Nach deren Zweck ist davon auszugehen, dass die Rechtsmittelbeschränkungen des § 332 Abs 2 ZPO dann nicht gelten, wenn der Nebenintervenient den ihm erteilten Auftrag zum Erlag eines Kostenvorschusses mit der Begründung bekämpft, der Kostenvorschuss wäre der Partei, zu deren Unterstützung er beigetreten ist, aufzutragen gewesen.

Damit ist der vorliegende Rekurs zulässig; er ist auch berechtigt. Der Nebenintervenient hat nur ein rechtliches Interesse am Obsiegen anderer Personen, er ist aber nicht selbst Prozesspartei. Er kann daher keine Prozesshandlungen im eigenen Namen setzen, er wird vielmehr im Namen der Prozesspartei zu deren Unterstützung tätig (Schubert in Fasching/Konecny² II/1 Vor §§ 17 ff ZPO, Rz 2 mwN). Alle seine Handlungen erfolgen nur für die Partei und werden für diese wirksam (Schubert aaO § 19 ZPO RZ 1). Wenngleich der Nebenintervenient Streithelfer (aufgrund seines Interventionsinteresses) kraft eigenen Rechts ist und daher nicht als Vertreter der Hauptpartei angesehen werden kann (Schubert aaO § 19 ZPO RZ 1), gilt aufgrund seiner prozessualen Stellung ein von ihm gestellter Beweisantrag als von der Partei gestellt. Nach hL und hRSpr ist Beweisführer nur derjenige, der einen entsprechenden Beweisantrag gestellt hat (Frauenberger in Fasching/Konecny² III § 332 ZPO RZ 7 mwN). Wenn nun - wie dargestellt - die prozessualen Handlungen des Nebenintervenienten nur für die Partei wirken, dann ist es konsequent, auch nur die Partei, zu deren Unterstützung er dem Rechtsstreit beigetreten ist, als Beweisführer anzusehen, wenn der Nebenintervenient einen Beweisantrag stellt. Zutreffend macht die Rekurswerberin geltend, dass demnach vorschusspflichtig nur die beweisführende Partei sei, nicht aber der Nebenintervenient. Beantragt dieser den SV-Beweis allein, dann muss das Gericht dennoch der Hauptpartei die Leistung eines Kostenvorschusses nach § 365 ZPO auferlegen. Dies erscheint auch nicht unbillig, weil die Partei einen Beweisantrag ihres Nebenintervenienten durch ausdrücklichen Widerspruch entkräften kann (Schubert in Faching/Konecny² II/1 § 19 ZPO RZ 4).

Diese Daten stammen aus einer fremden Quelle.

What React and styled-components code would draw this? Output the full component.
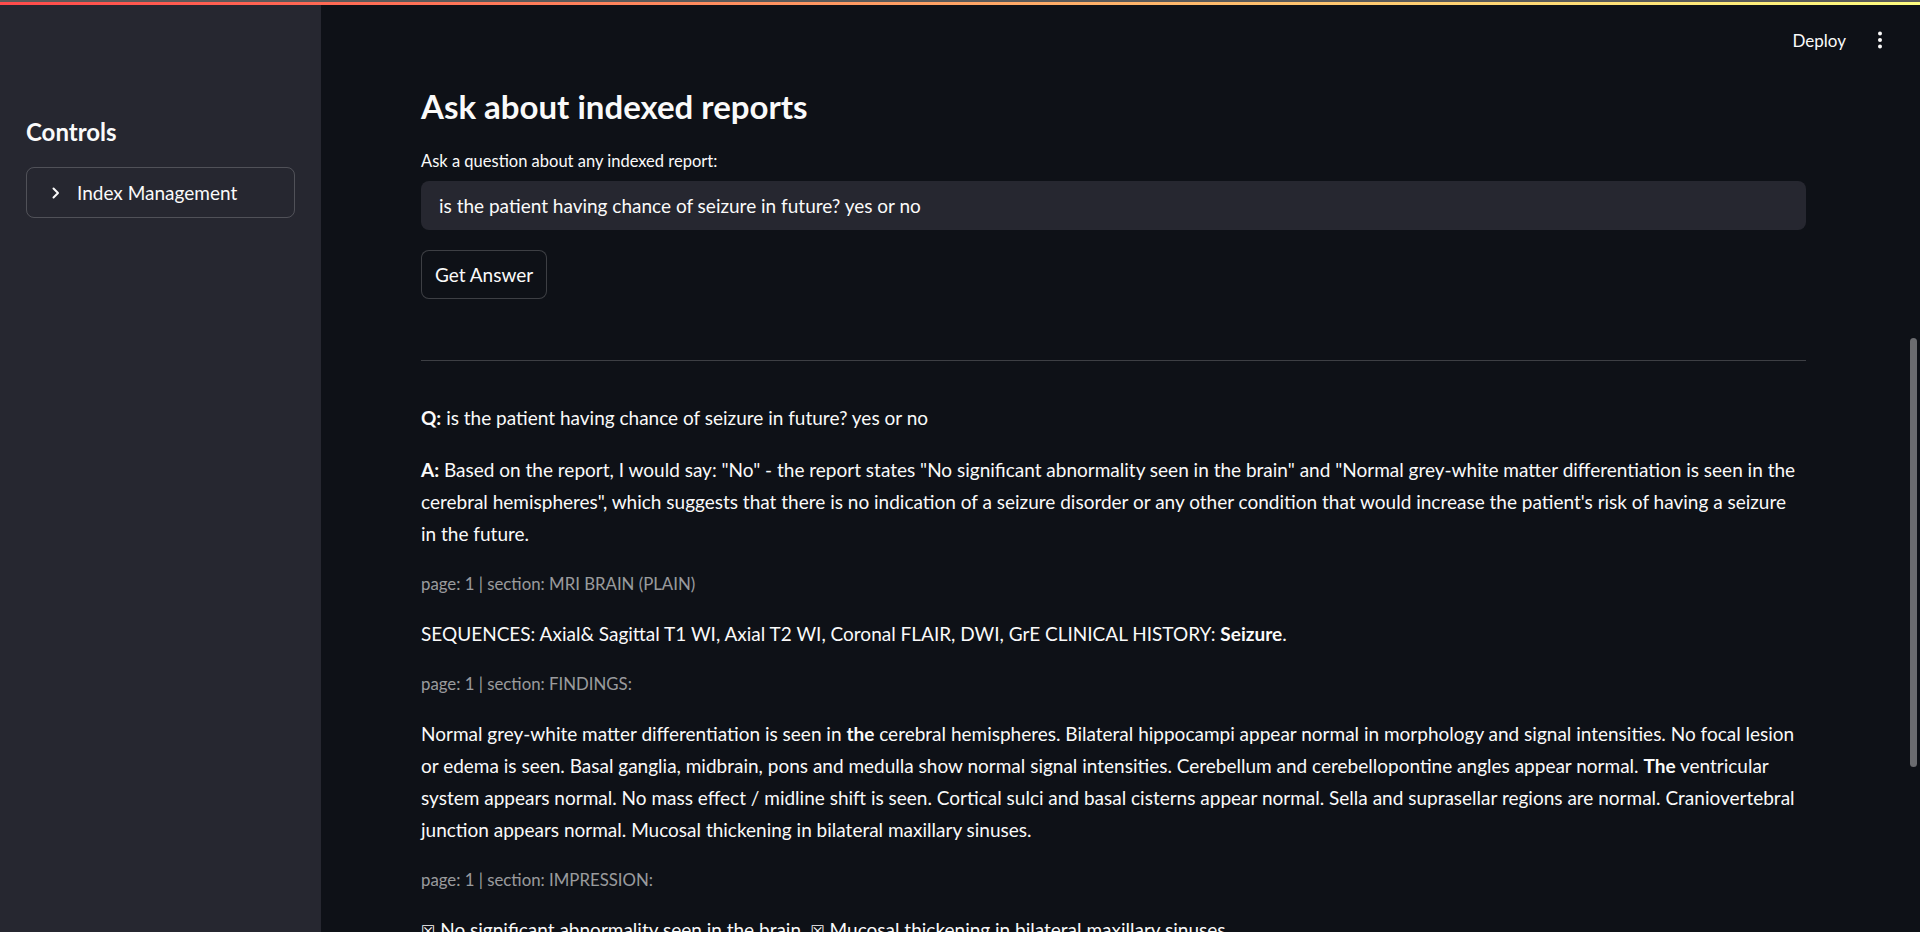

Dem Rekurs war daher durch ersatzlose Behebung des angefochtenen Beschlusses, soweit der Nebenintervenientin der Erlag eines Kostenvorschusses aufgetragen wurde, Folge zu geben. Die Auferlegung eines Kostenvorschusses an die Beklagte oder - wie im Rekurs in eventu beantragt - anteilig auch an den Kläger durch das Rekursgericht kommt jedoch nicht in Betracht, weil die Frage, welche der (Haupt )Parteien Beweisführer ist, im Rekursverfahren nicht zu entscheiden ist.

Die Nebenintervenientin hat zutreffend keine Rekurskosten verzeichnet, weil im gesamten Gebührenbestimmungsverfahren - somit auch bei Rekursen gegen Aufträge zum Erlag von Kostenvorschüssen - kein Kostenersatz stattfindet (RIS Justiz RW 0000386). Eine Entscheidung über Rekurskosten hat daher zu entfallen. Gem § 528 Abs 2 Z 5 ZPO ist der Revisionsrekurs jedenfalls unzulässig.